= Hepburn Heights bushland =

Hepburn Heights bushland is the familiar name of a 53-hectare parcel of natural bushland and woodland in the northern suburbs of the city of Perth, Western Australia, a large portion of which was preserved from residential redevelopment after a determined six-year campaign by environmental activists (November 1987 to June 1993). Being an environmentally destructive project of the notorious WA Inc state government, the land clearing and its spectacular resistance by protesters was given extensive media coverage, aiding the preparation of a closely detailed historical account which was published in 2009.

==Location==
Hepburn Heights is the name used to describe Crown Land Reserve No. 33286, located in the City of Joondalup suburb of Padbury, about 25 kilometres north-west of the Perth city centre.
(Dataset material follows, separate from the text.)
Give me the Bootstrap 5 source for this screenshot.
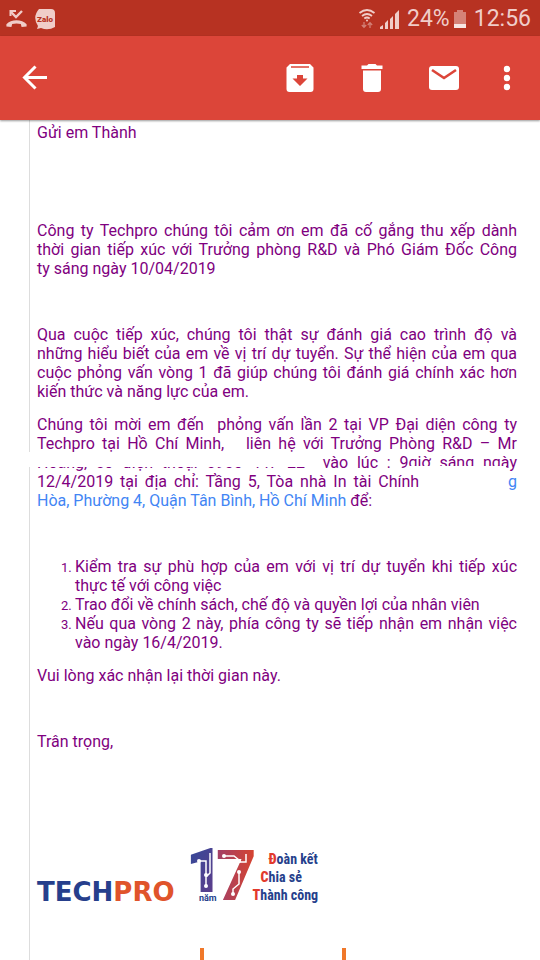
<!DOCTYPE html>
<html lang="vi">
<head>
<meta charset="utf-8">
<meta name="viewport" content="width=device-width, initial-scale=1">
<title>Thư mời phỏng vấn</title>
<link rel="stylesheet" href="https://cdn.jsdelivr.net/npm/bootstrap@5.3.0/dist/css/bootstrap.min.css">
<style>
body{font-family:Roboto,sans-serif;background:#fff;overflow-x:hidden}
.status{background:#b73222;color:#f0cdc9;height:36px;font-size:23px;line-height:34px;padding:2px 9px 0 6px}
.status svg{flex:none}
.appbar{background:#dc4539;height:84px;padding:0 17px 0 19px;box-shadow:0 1px 2px #0006;position:relative;z-index:2}
.tool{width:32px;height:32px;padding:0;border:0;background:none;color:#fff;line-height:0}
.actions{gap:40px}
.actions .tool:last-child{margin-left:-9px}
.mail{margin-left:29px;border-left:1px solid #ddd;padding:3px 23px 0 7px;color:#800080;font-size:16px;line-height:19px}
.mail p{margin:0 0 14px;text-align:justify}
.mail a{color:#4285f4;text-decoration:none}
.mail .gap-xl{margin-bottom:79px}
.mail .gap-lg{margin-bottom:47px}
.mail ol{margin:0 0 14px;padding-left:38px;text-align:justify}
.mail li::marker{font-size:13px}
.invite{position:relative}
.erased{position:absolute;left:-10px;width:280px;top:37px;height:15px;background:#fff}
.erased-low{position:absolute;right:11px;width:99px;top:51px;height:9px;background:#fff}
.blank{display:inline-block;width:82px}
.sign{margin-top:97px}
.brand-name{font-family:"DejaVu Sans",sans-serif;font-weight:700;font-size:26px;line-height:24px;color:#263f8c}
.brand-name span{color:#e0542b}
.sign svg{overflow:visible}
.slogan{font-family:"Roboto Condensed",Roboto,sans-serif;font-weight:700;font-size:14px;line-height:18px;color:#263f8c}
.slogan b{color:#e23a2c}
.ticks{margin:44px 0 0 163px;gap:138px}
.ticks i{width:4px;height:13px;background:#f0782a}
</style>
<script src="https://cdn.jsdelivr.net/npm/bootstrap@5.3.0/dist/js/bootstrap.bundle.min.js"></script>
</head>
<body>
<header>
<div class="status d-flex align-items-center">
<svg width="21" height="20" viewBox="0 0 21 20" fill="none" stroke="currentColor"><path d="M5 3l5 5 6-6" stroke-width="2.4"/><path d="M4.500 7V2H10" stroke-width="2"/><path d="M.4 17.500v-2.300C5 10 16 10 20.600 15.200v2.300l-5 .5-.8-3q-4.300-1-8.600 0l-.8 3z" fill="currentColor" stroke="none"/></svg>
<svg class="ms-2" width="20" height="21" viewBox="0 0 20 21"><path d="M4 0h12q4 0 4 4v14q-7 4-14 1l-4 1 1-3Q-3 8 4 0z" fill="currentColor"/><text x="10" y="13" text-anchor="middle" font-size="8" font-weight="900" fill="#b73222">Zalo</text></svg>
<svg class="ms-auto" width="18" height="20" viewBox="0 0 18 20" fill="none" stroke="currentColor" stroke-width="1.800"><path d="M1.500 4q7.500-6 15 0M4 7q5-4 10 0M6.300 9.500q2.700-2 5.400 0"/><circle cx="9" cy="11.500" r="1" fill="currentColor" stroke="none"/><path d="M6 13v5M3.800 16L6 18.300 8.200 16M12 19v-5M9.800 16L12 13.700l2.200 2.300" stroke-width="1.300" opacity=".5"/></svg>
<svg class="ms-1" width="19" height="19" viewBox="0 0 19 19" fill="currentColor"><path d="M0 19v-2l3-2v4zM5 19v-6l3-3v9zM10 19V9l3-3v13zM15 19V4l4-4v19z"/></svg>
<span class="ms-2">24%</span>
<svg class="ms-1" width="12" height="18" viewBox="0 0 12 18"><path d="M3 0h6v2h3v16H0V2h3z" fill="#d58278"/><path d="M0 14h12v4H0z" fill="#f8e6e4"/></svg>
<span class="ms-2">12:56</span>
</div>
<div class="appbar d-flex align-items-center justify-content-between">
<button class="tool" type="button" aria-label="Quay lại"><svg width="32" height="32" viewBox="0 0 32 32" fill="none" stroke="currentColor" stroke-width="3"><path d="M28 15.500H7M16.500 4.500l-11 11 11 11"/></svg></button>
<div class="actions d-flex">
<button class="tool" type="button" aria-label="Lưu trữ"><svg width="32" height="32" viewBox="0 0 32 32"><path d="M6 2h20l3.500 3.500V27a3 3 0 0 1-3 3h-21a3 3 0 0 1-3-3V5.500z" fill="#fff"/><path d="M7 4.300h18v1.400H7zM13 13h6v3.500h4.500L16 24l-7.500-7.500H13z" fill="#dc4539"/></svg></button>
<button class="tool" type="button" aria-label="Xóa"><svg width="32" height="32" viewBox="0 0 32 32" fill="#fff"><path d="M5.500 3.500H11L12.500 2h7L21 3.500h5.500V7h-21zM7 8.500h18V27a3 3 0 0 1-3 3H10a3 3 0 0 1-3-3z"/></svg></button>
<button class="tool" type="button" aria-label="Đánh dấu chưa đọc"><svg width="32" height="32" viewBox="0 0 32 32"><rect x="1" y="4" width="30" height="24" rx="3" fill="#fff"/><path d="M4 8l12 8 12-8" fill="none" stroke="#dc4539" stroke-width="2.600"/></svg></button>
<button class="tool" type="button" aria-label="Thêm"><svg width="32" height="32" viewBox="0 0 32 32" fill="#fff"><circle cx="16" cy="7" r="3.200"/><circle cx="16" cy="16" r="3.200"/><circle cx="16" cy="25" r="3.200"/></svg></button>
</div>
</div>
</header>
<main class="mail">
<p class="gap-xl">Gửi em Thành</p>
<p class="gap-lg">Công ty Techpro chúng tôi cảm ơn em đã cố gắng thu xếp dành thời&nbsp;gian tiếp xúc với Trưởng phòng R&amp;D và Phó Giám Đốc Công ty&nbsp;sáng&nbsp;ngày 10/04/2019</p>
<p>Qua cuộc tiếp xúc, chúng tôi thật sự đánh giá cao trình độ và những&nbsp;hiểu biết của em về vị trí dự tuyển. Sự thể hiện của em qua cuộc&nbsp;phỏng vấn vòng 1 đã giúp chúng tôi đánh giá chính xác hơn kiến&nbsp;thức và năng lực của em.</p>
<p class="invite gap-lg">Chúng tôi mời em đến&nbsp; phỏng vấn lần 2 tại VP Đại diện công ty Techpro tại Hồ Chí Minh,&nbsp;&nbsp; liên hệ với Trưởng Phòng R&amp;D – Mr Hoàng, số điện thoại 0905 447 22&nbsp; vào lúc : 9giờ sáng ngày 12/4/2019 tại địa chỉ: Tầng 5, Tòa nhà In tài Chính <span class="blank"></span><a href="#">g Hòa, Phường 4, Quận Tân Bình, Hồ Chí Minh</a> để:<span class="erased"></span><span class="erased-low"></span></p>
<ol><li>Kiểm tra sự phù hợp của em với vị trí dự tuyển khi tiếp xúc thực tế với công việc</li><li>Trao đổi về chính sách, chế độ và quyền lợi của nhân viên</li><li>Nếu qua vòng 2 này, phía công ty sẽ tiếp nhận em nhận việc vào ngày 16/4/2019.</li></ol>
<p class="gap-lg">Vui lòng xác nhận lại thời gian này.</p>
<p>Trân trọng,</p>
<div class="sign d-flex align-items-end">
<div class="brand-name">TECH<span>PRO</span></div>
<svg class="ms-3" width="62" height="56" viewBox="0 0 62 56" role="img" aria-label="17 năm">
<defs><linearGradient id="g1" x1="0" y1="0" x2="1" y2="1"><stop offset="0" stop-color="#2d4b9c"/><stop offset="1" stop-color="#6a3a86"/></linearGradient><linearGradient id="g7" x1="0" y1="0" x2="1" y2="0"><stop offset="0" stop-color="#a0406a"/><stop offset="1" stop-color="#d9442c"/></linearGradient></defs>
<text x="-4" y="43" font-size="60" font-weight="900" fill="url(#g1)" stroke="url(#g1)" stroke-width="2">1</text>
<text x="25" y="52" font-size="70" font-weight="900" fill="url(#g7)">7</text>
<g fill="none" stroke="#fff" stroke-width="1.500"><path d="M9 13h6v14M19 5v20l-4 4v8M33 8h10l5 4M55 6v8H48M48 24v12l-6 5v5"/></g>
<g fill="#fff"><circle cx="8" cy="13" r="2"/><circle cx="15" cy="27" r="2"/><circle cx="15" cy="38" r="2"/><circle cx="33" cy="8" r="2"/><circle cx="48" cy="13" r="2"/><circle cx="48" cy="24" r="2"/><circle cx="42" cy="46" r="2"/></g>
<text x="8" y="53" font-size="9" font-weight="700" fill="#263f8c">năm</text></svg>
<div class="slogan"><div class="ps-3"><b>Đ</b>oàn kết</div><div class="ps-2"><b>C</b>hia sẻ</div><div><b>T</b>hành công</div></div>
</div>
<div class="ticks d-flex"><i></i><i></i></div>
</main>
</body>
</html>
The eventually-resolved conservation area is bounded by Pinnaroo Valley Memorial Park and a water authority reservoir, Reserve No. 32734. The conservation area consists of 20.88 ha of bushland and includes a 10-metre-wide pipeline corridor and a 25-metre-wide vegetated corridor which is subject to possible future use by the water authority. As the result of a Supreme Court ruling, 38 ha of land was conserved overall, an event which prompted the City of Joondalup to initiate an ongoing programme of biodiversity management.